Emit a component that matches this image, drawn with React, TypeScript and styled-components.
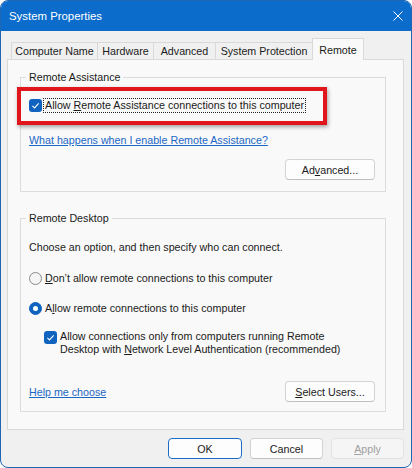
import React from 'react';
import { styled, createGlobalStyle } from 'styled-components';

const GlobalStyle = createGlobalStyle`
  html, body {
    margin: 0;
    padding: 0;
    background: #ffffff;
  }
  body {
    font-family: "Liberation Sans", Arial, sans-serif;
    font-size: 10.7px;
    color: #1a1a1a;
  }
`;

const CheckIcon: React.FC = () => (
  <svg width="13" height="13" viewBox="0 0 13 13">
    <path d="M3.4 6.9 L5.5 8.9 L9.7 4.4" fill="none" stroke="#fff" strokeWidth="1.1" />
  </svg>
);

const App: React.FC = () => {
  return (
    <>
      <GlobalStyle />
      <WindowStyle>
        <TitleBarStyle>
          <span>System Properties</span>
          <svg width="10" height="10" viewBox="0 0 10 10">
            <path d="M0.5 0.5 L9.5 9.5 M9.5 0.5 L0.5 9.5" stroke="#fff" strokeWidth="1" />
          </svg>
        </TitleBarStyle>
        <BodyStyle>
          <TabRowStyle>
            <TabStyle $w={87}>Computer Name</TabStyle>
            <TabStyle $w={57}>Hardware</TabStyle>
            <TabStyle $w={63}>Advanced</TabStyle>
            <TabStyle $w={98}>System Protection</TabStyle>
            <TabStyle $w={52} $active>
              Remote
            </TabStyle>
          </TabRowStyle>
          <PanelStyle>
            <GroupStyle $pb={11}>
              <legend>Remote Assistance</legend>
              <OptionRowStyle $mt={14}>
                <CheckBoxStyle>
                  <CheckIcon />
                </CheckBoxStyle>
                <FocusLabelStyle>
                  Allow <u>R</u>emote Assistance connections to this computer
                </FocusLabelStyle>
                <HighlightStyle />
              </OptionRowStyle>
              <LinkStyle $mt={21}>What happens when I enable Remote Assistance?</LinkStyle>
              <ActionRowStyle $mt={12}>
                <span />
                <ButtonStyle $w={90} $h={21}>
                  Ad<u>v</u>anced...
                </ButtonStyle>
              </ActionRowStyle>
            </GroupStyle>

            <GroupStyle $mt={19} $pb={9}>
              <legend>Remote Desktop</legend>
              <TextStyle>Choose an option, and then specify who can connect.</TextStyle>
              <OptionRowStyle $mt={17}>
                <RadioStyle />
                <span>
                  <u>D</u>on&rsquo;t allow remote connections to this computer
                </span>
              </OptionRowStyle>
              <OptionRowStyle $mt={16}>
                <RadioStyle $checked />
                <span>
                  A<u>l</u>low remote connections to this computer
                </span>
              </OptionRowStyle>
              <NestedOptionStyle>
                <CheckBoxStyle>
                  <CheckIcon />
                </CheckBoxStyle>
                <span>
                  Allow connections only from computers running Remote
                  <br />
                  Desktop with <u>N</u>etwork Level Authentication (recommended)
                </span>
              </NestedOptionStyle>
              <ActionRowStyle $mt={25}>
                <LinkStyle $mt={0}>Help me choose</LinkStyle>
                <ButtonStyle $w={90} $h={21}>
                  <u>S</u>elect Users...
                </ButtonStyle>
              </ActionRowStyle>
            </GroupStyle>
          </PanelStyle>
          <FooterStyle>
            <ButtonStyle $w={74} $h={21} $primary>
              OK
            </ButtonStyle>
            <ButtonStyle $w={73} $h={21}>
              Cancel
            </ButtonStyle>
            <ButtonStyle $w={73} $h={21} disabled>
              <u>A</u>pply
            </ButtonStyle>
          </FooterStyle>
        </BodyStyle>
      </WindowStyle>
    </>
  );
};

const WindowStyle = styled.div`
  width: 412px;
  height: 468px;
  box-sizing: border-box;
  border: 1px solid #1f66b5;
  border-radius: 8px;
  overflow: hidden;
  background: #f0f0f0;
  display: flex;
  flex-direction: column;
`;

const TitleBarStyle = styled.div`
  height: 30px;
  flex-shrink: 0;
  background: #0b6ccc;
  color: #ffffff;
  font-size: 11.4px;
  display: flex;
  align-items: center;
  justify-content: space-between;
  padding: 0 8px 0 8px;
`;

const BodyStyle = styled.div`
  flex: 1;
  display: flex;
  flex-direction: column;
  padding: 7px 7px 0 6px;
`;

const TabRowStyle = styled.div`
  display: flex;
  align-items: flex-end;
  height: 21px;
  padding-left: 4px;
  position: relative;
  z-index: 1;
`;

const TabStyle = styled.div<{ $w: number; $active?: boolean }>`
  width: ${(p) => p.$w}px;
  height: ${(p) => (p.$active ? 22 : 17)}px;
  margin-bottom: ${(p) => (p.$active ? -1 : 0)}px;
  margin-right: -1px;
  box-sizing: border-box;
  border: 1px solid #d9d9d9;
  border-bottom: none;
  background: ${(p) => (p.$active ? '#f9f9f9' : '#f0f0f0')};
  display: flex;
  align-items: center;
  justify-content: center;
  white-space: nowrap;
  position: relative;
  z-index: ${(p) => (p.$active ? 2 : 1)};
`;

const PanelStyle = styled.div`
  height: 371px;
  box-sizing: border-box;
  border: 1px solid #d9d9d9;
  background: #f9f9f9;
  padding: 10px 0 0 12px;
`;

const GroupStyle = styled.fieldset<{ $mt?: number; $pb: number }>`
  margin: ${(p) => p.$mt ?? 0}px 0 0 0;
  width: 366px;
  min-width: 0;
  box-sizing: border-box;
  border: 1px solid #dcdcdc;
  padding: 0 10px ${(p) => p.$pb}px 8px;

  legend {
    padding: 0 3px;
    margin-left: -3px;
    line-height: 14px;
  }
`;

const OptionRowStyle = styled.div<{ $mt: number }>`
  display: flex;
  align-items: center;
  gap: 3px;
  height: 14px;
  line-height: 14px;
  margin-top: ${(p) => p.$mt}px;
  position: relative;
  white-space: nowrap;
`;

const NestedOptionStyle = styled.div`
  display: flex;
  align-items: flex-start;
  gap: 3px;
  margin: 15px 0 0 15px;
  line-height: 13px;

  & > div {
    margin-top: 1px;
  }
`;

const CheckBoxStyle = styled.div`
  width: 13px;
  height: 13px;
  flex-shrink: 0;
  border-radius: 3px;
  background: #1063bf;
  display: flex;
`;

const RadioStyle = styled.div<{ $checked?: boolean }>`
  width: 13px;
  height: 13px;
  flex-shrink: 0;
  box-sizing: border-box;
  border-radius: 50%;
  border: 1px solid ${(p) => (p.$checked ? '#1063bf' : '#8a8a8a')};
  background: ${(p) => (p.$checked ? '#1063bf' : '#f5f5f5')};
  display: flex;
  align-items: center;
  justify-content: center;

  &::after {
    content: '';
    display: ${(p) => (p.$checked ? 'block' : 'none')};
    width: 5px;
    height: 5px;
    border-radius: 50%;
    background: #ffffff;
  }
`;

const FocusLabelStyle = styled.span`
  margin-left: -1px;
  padding: 0 1px;
  line-height: 13px;
  outline: 1px dotted #222;
`;

const HighlightStyle = styled.div`
  position: absolute;
  left: -12px;
  top: -11px;
  width: 310px;
  height: 38px;
  box-sizing: border-box;
  border: 4px solid #e1161c;
  box-shadow: 1px 2px 4px rgba(0, 0, 0, 0.35);
  pointer-events: none;
`;

const LinkStyle = styled.a<{ $mt: number }>`
  display: block;
  margin-top: ${(p) => p.$mt}px;
  line-height: 14px;
  color: #1a67c4;
  text-decoration: underline;
  cursor: pointer;
`;

const TextStyle = styled.div`
  margin-top: 15px;
  line-height: 14px;
`;

const ActionRowStyle = styled.div<{ $mt: number }>`
  display: flex;
  align-items: center;
  justify-content: space-between;
  margin-top: ${(p) => p.$mt}px;
`;

const ButtonStyle = styled.button<{ $w: number; $h: number; $primary?: boolean }>`
  width: ${(p) => p.$w}px;
  height: ${(p) => p.$h}px;
  box-sizing: border-box;
  padding: 0;
  font: inherit;
  color: #1a1a1a;
  background: #fdfdfd;
  border: 1px solid ${(p) => (p.$primary ? '#1a6cc4' : '#d3d3d3')};
  border-bottom-color: ${(p) => (p.$primary ? '#1a6cc4' : '#bfbfbf')};
  border-radius: 4px;

  &:disabled {
    color: #a0a0a0;
    background: #f5f5f5;
    border-color: #e2e2e2;
  }
`;

const FooterStyle = styled.div`
  display: flex;
  justify-content: flex-end;
  gap: 8px;
  margin-top: 8px;
`;

export default App;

┄┄┄┄┄┄┄┄┄┄

# Task
Pull out every line in the material above where "components" occurs.

# Task solution
Emit a component that matches this image, drawn with React, TypeScript and styled-components.
import { styled, createGlobalStyle } from 'styled-components';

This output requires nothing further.